- Developer: Intelligent Systems
- Publisher: Nintendo
- Composer: Hirokazu Tanaka
- Platform: Game Boy
- Release: JP: April 21, 1989; CHN: 1995;
- Genre: Digital tabletop
- Modes: Single-player, multiplayer

= Yakuman (video game) =

1989 video game

 is a 1989 Japanese mahjong game developed by Intelligent Systems and published by Nintendo as a launch title for the Game Boy, exclusive to Japan. One of the first four games released for the system, it was also the first to utilize the Game Link Cable for multiplayer functionality.

== Background ==
Nintendo had released Computer Mah-jong Yakuman a handheld electronic mahjong game in 1983. Satoru Okada, assistant director of Nintendo Research & Development 1, the team behind the Game Boy, had worked on the device, which allowed two machines to connect via a cable for competitive play. Recognizing the potential of a similar feature for the Game Boy, Okada strongly advocated for the inclusion of a link cable, despite skepticism from the development team. He personally spearheaded the development of the Game Link Cable technology, which was first implemented in Yakuman for the Game Boy.
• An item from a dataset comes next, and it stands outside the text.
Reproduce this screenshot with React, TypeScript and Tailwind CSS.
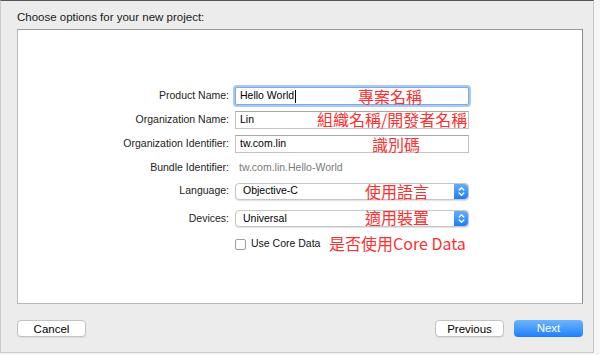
const ui = "font-['Helvetica_Neue','Liberation_Sans',Arial,sans-serif]"
const cjk = "font-['Noto_Sans_CJK_TC','Noto_Sans',sans-serif]"

function Note({ text, left, top = 0 }: { text: string; left: number; top?: number }) {
  return (
    <span
      className={`${cjk} absolute whitespace-nowrap text-[16px] leading-none text-[#ff2f2f]`}
      style={{ left, top: `calc(50% + ${top}px)`, transform: "translateY(-50%)" }}
    >
      {text}
    </span>
  )
}

function Stepper() {
  return (
    <div className="flex h-full w-[14px] items-center justify-center rounded-r-[4px] bg-gradient-to-b from-[#63aefc] to-[#1a7df8]">
      <svg width="7" height="11" viewBox="0 0 7 11" fill="none" stroke="white" strokeWidth="1.3" strokeLinecap="round" strokeLinejoin="round">
        <path d="M1.2 4 L3.5 1.7 L5.8 4" />
        <path d="M1.2 7 L3.5 9.3 L5.8 7" />
      </svg>
    </div>
  )
}

function Row({ h, label, children }: { h: number; label: string; children: React.ReactNode }) {
  return (
    <div className="flex items-center" style={{ height: h }}>
      <div className="w-[211px] text-right text-[10.5px] text-[#222]">{label}</div>
      <div className="relative ml-[6px] flex h-full w-[234px] items-center">{children}</div>
    </div>
  )
}

const field = "flex h-[18px] w-full items-center border border-[#c4c4c4] border-t-[#a8a8a8] bg-white pl-[4px] text-[10.5px] text-black"
const popup = "flex h-[17px] w-full items-center justify-between rounded-[4px] border border-[#c6c6c6] bg-white text-[10.5px] text-black shadow-[0_1px_1px_rgba(0,0,0,0.12)]"
const plainBtn = "h-[17px] w-[69px] rounded-[4px] border border-[#c3c3c3] bg-white text-black shadow-[0_1px_1px_rgba(0,0,0,0.08)]"

export default function App() {
  return (
    <div className={`${ui} h-[355px] w-[600px] bg-[#f5f5f5]`}>
      <div className="flex h-[353px] w-[594px] flex-col border border-[#cacaca] border-t-[#555] bg-[#ececec]">
        <div className="h-[28px] px-[16px] pt-[9px] text-[11.5px] leading-[14px] text-[#1a1a1a]">
          Choose options for your new project:
        </div>

        <div className="ml-[16px] h-[275px] w-[566px] border border-[#b9b9b9] border-t-[#9a9a9a] border-r-[#8a8a8a] bg-white pt-[55px]">
          <Row h={22} label="Product Name:">
            <div className="flex h-[18px] w-full items-center rounded-[2px] border border-[#7fa9e6] bg-white pl-[4px] text-[10.5px] text-black shadow-[0_0_0_2px_#a9c8f3]">
              Hello World<span className="ml-[1px] inline-block h-[13px] w-[1px] bg-black" />
            </div>
            <Note text="專案名稱" left={123} />
          </Row>
          <Row h={25} label="Organization Name:">
            <div className={field}>Lin</div>
            <Note text="組織名稱/開發者名稱" left={82} top={-1} />
          </Row>
          <Row h={24} label="Organization Identifier:">
            <div className={field}>tw.com.lin</div>
            <Note text="識別碼" left={137} />
          </Row>
          <Row h={24} label="Bundle Identifier:">
            <div className="pl-[4px] text-[10.5px] text-[#7a7a7a]">tw.com.lin.Hello-World</div>
          </Row>
          <Row h={22} label="Language:">
            <div className={popup}>
              <span className="pl-[7px]">Objective-C</span>
              <Stepper />
            </div>
            <Note text="使用語言" left={130} />
          </Row>
          <Row h={33} label="Devices:">
            <div className={popup}>
              <span className="pl-[7px]">Universal</span>
              <Stepper />
            </div>
            <Note text="適用裝置" left={130} top={-2} />
          </Row>
          <Row h={18} label="">
            <div className="flex items-center text-[10.5px] text-[#111]">
              <span className="h-[11px] w-[11px] rounded-[2px] border border-[#9e9e9e] bg-white" />
              <span className="ml-[5px]">Use Core Data</span>
            </div>
            <Note text="是否使用Core Data" left={94} top={-1} />
          </Row>
        </div>

        <div className="mt-[16px] flex h-[17px] items-center pl-[16px] pr-[10px] text-[11.5px]">
          <button className={plainBtn}>Cancel</button>
          <div className="flex-1" />
          <button className={plainBtn}>Previous</button>
          <button className="ml-[10px] h-[17px] w-[69px] rounded-[4px] bg-gradient-to-b from-[#6cb4fc] to-[#1a7ffa] font-medium text-white">
            Next
          </button>
        </div>
      </div>
    </div>
  )
}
== Gameplay and release ==

A sample game of Yakuman being played

Released on April 21, 1989, Yakuman was one of four launch titles for the Game Boy in Japan, alongside Alleyway, Baseball, and Super Mario Land. Unlike the others, it never saw a wide international release and was only released outside Japan in China in 1995.

The game features both a single-player mode where players choose one of five unique computer-controlled opponents and a two-player versus mode, which requires two Game Boy consoles connected with a Game Link Cable. The game supports several different mahjong rule variations.

Japanese mahjong is a four-player, tile-based game where players compete to form winning hands by drawing and discarding tiles, earning points from their opponents. A "Yakuman" refers to a class of rare, high-scoring hands that follow unique tile combinations. Yakuman for the Game Boy adapts this game into a two-player variation.

== Reception and legacy ==
Biweekly Famicom Tsūshin four critics each the gave a game a score out of ten, with three giving it a six and another giving it a seven.

Yakuman was the first entry in a series of first-party Japanese mahjong games on Nintendo systems, with versions later released for the Famicom, Game Boy Advance, DS, Wii, Wii U, and 3DS.

The Yakuman player, as depicted on the game's cover art, has made cameo appearances in other Nintendo games, including Super Smash Bros. Ultimate.